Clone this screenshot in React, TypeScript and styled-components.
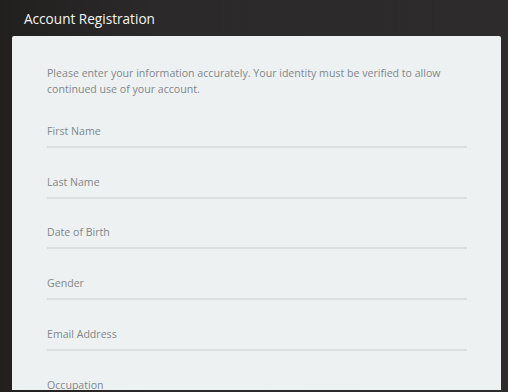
import styled, { createGlobalStyle } from "styled-components";

const GlobalStyle = createGlobalStyle`
  html, body {
    margin: 0;
    padding: 0;
    background: #2a2828;
  }
  body {
    font-family: "Open Sans", "Noto Sans", sans-serif;
  }
`;

const fields = [
  "First Name",
  "Last Name",
  "Date of Birth",
  "Gender",
  "Email Address",
  "Occupation",
];

export default function App() {
  return (
    <>
      <GlobalStyle />
      <Page>
        <Header>
          <Title>Account Registration</Title>
        </Header>
        <Card>
          <Intro>
            Please enter your information accurately. Your identity must be
            verified to allow continued use of your account.
          </Intro>
          <Form>
            {fields.map((f) => (
              <Field key={f}>
                <Label>{f}</Label>
              </Field>
            ))}
          </Form>
        </Card>
      </Page>
    </>
  );
}

const Page = styled.div`
  width: 508px;
  height: 392px;
  background: linear-gradient(90deg, #221f1f 0%, #2b2929 30%, #2d2b2b 100%);
  overflow: hidden;
  display: flex;
  flex-direction: column;
`;

const Header = styled.header`
  height: 36px;
  padding-left: 24px;
  display: flex;
  align-items: center;
  flex-shrink: 0;
`;

const Title = styled.h1`
  margin: 0;
  font-size: 13.6px;
  font-weight: 500;
  color: #f4f4f4;
  letter-spacing: 0;
`;

const Card = styled.section`
  margin-left: 12px;
  width: 489px;
  height: 354px;
  box-sizing: border-box;
  background: #eef1f2;
  border-radius: 2px 2px 0 0;
  padding: 29px 34px 0 35px;
  overflow: hidden;
`;

const Intro = styled.p`
  margin: 0;
  font-size: 10.6px;
  line-height: 16px;
  color: #80888c;
`;

const Form = styled.div`
  display: flex;
  flex-direction: column;
`;

const Field = styled.div`
  padding: 25.75px 0 6px;
  border-bottom: 2px solid #dadedf;
`;

const Label = styled.div`
  font-size: 10.6px;
  line-height: 17px;
  color: #80888c;
`;
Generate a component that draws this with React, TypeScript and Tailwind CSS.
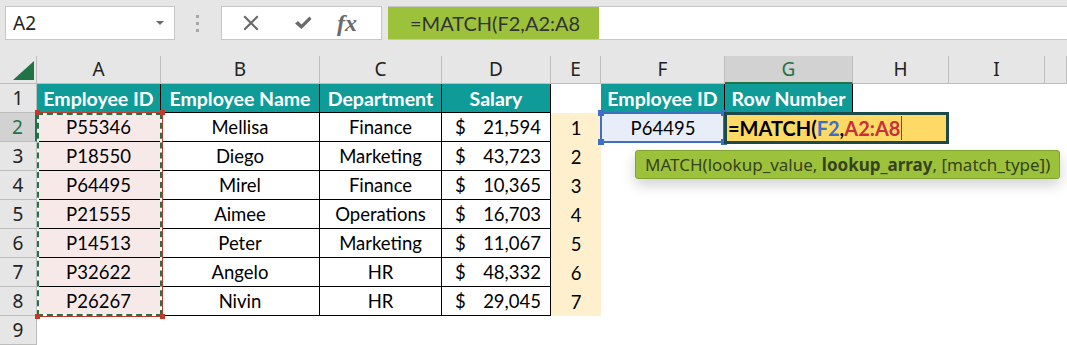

- [TASK BRIEF]:
Images in the data above are to be skipped. Retype all other material exactly.

- [FULL RESPONSE]:
Clone this screenshot in React, TypeScript and styled-components.
import styled, { createGlobalStyle } from "styled-components";

const GlobalStyle = createGlobalStyle`
  html, body {
    margin: 0;
    padding: 0;
    background: #2a2828;
  }
  body {
    font-family: "Open Sans", "Noto Sans", sans-serif;
  }
`;

const fields = [
  "First Name",
  "Last Name",
  "Date of Birth",
  "Gender",
  "Email Address",
  "Occupation",
];

export default function App() {
  return (
    <>
      <GlobalStyle />
      <Page>
        <Header>
          <Title>Account Registration</Title>
        </Header>
        <Card>
          <Intro>
            Please enter your information accurately. Your identity must be
            verified to allow continued use of your account.
          </Intro>
          <Form>
            {fields.map((f) => (
              <Field key={f}>
                <Label>{f}</Label>
              </Field>
            ))}
          </Form>
        </Card>
      </Page>
    </>
  );
}

const Page = styled.div`
  width: 508px;
  height: 392px;
  background: linear-gradient(90deg, #221f1f 0%, #2b2929 30%, #2d2b2b 100%);
  overflow: hidden;
  display: flex;
  flex-direction: column;
`;

const Header = styled.header`
  height: 36px;
  padding-left: 24px;
  display: flex;
  align-items: center;
  flex-shrink: 0;
`;

const Title = styled.h1`
  margin: 0;
  font-size: 13.6px;
  font-weight: 500;
  color: #f4f4f4;
  letter-spacing: 0;
`;

const Card = styled.section`
  margin-left: 12px;
  width: 489px;
  height: 354px;
  box-sizing: border-box;
  background: #eef1f2;
  border-radius: 2px 2px 0 0;
  padding: 29px 34px 0 35px;
  overflow: hidden;
`;

const Intro = styled.p`
  margin: 0;
  font-size: 10.6px;
  line-height: 16px;
  color: #80888c;
`;

const Form = styled.div`
  display: flex;
  flex-direction: column;
`;

const Field = styled.div`
  padding: 25.75px 0 6px;
  border-bottom: 2px solid #dadedf;
`;

const Label = styled.div`
  font-size: 10.6px;
  line-height: 17px;
  color: #80888c;
`;
Generate a component that draws this with React, TypeScript and Tailwind CSS.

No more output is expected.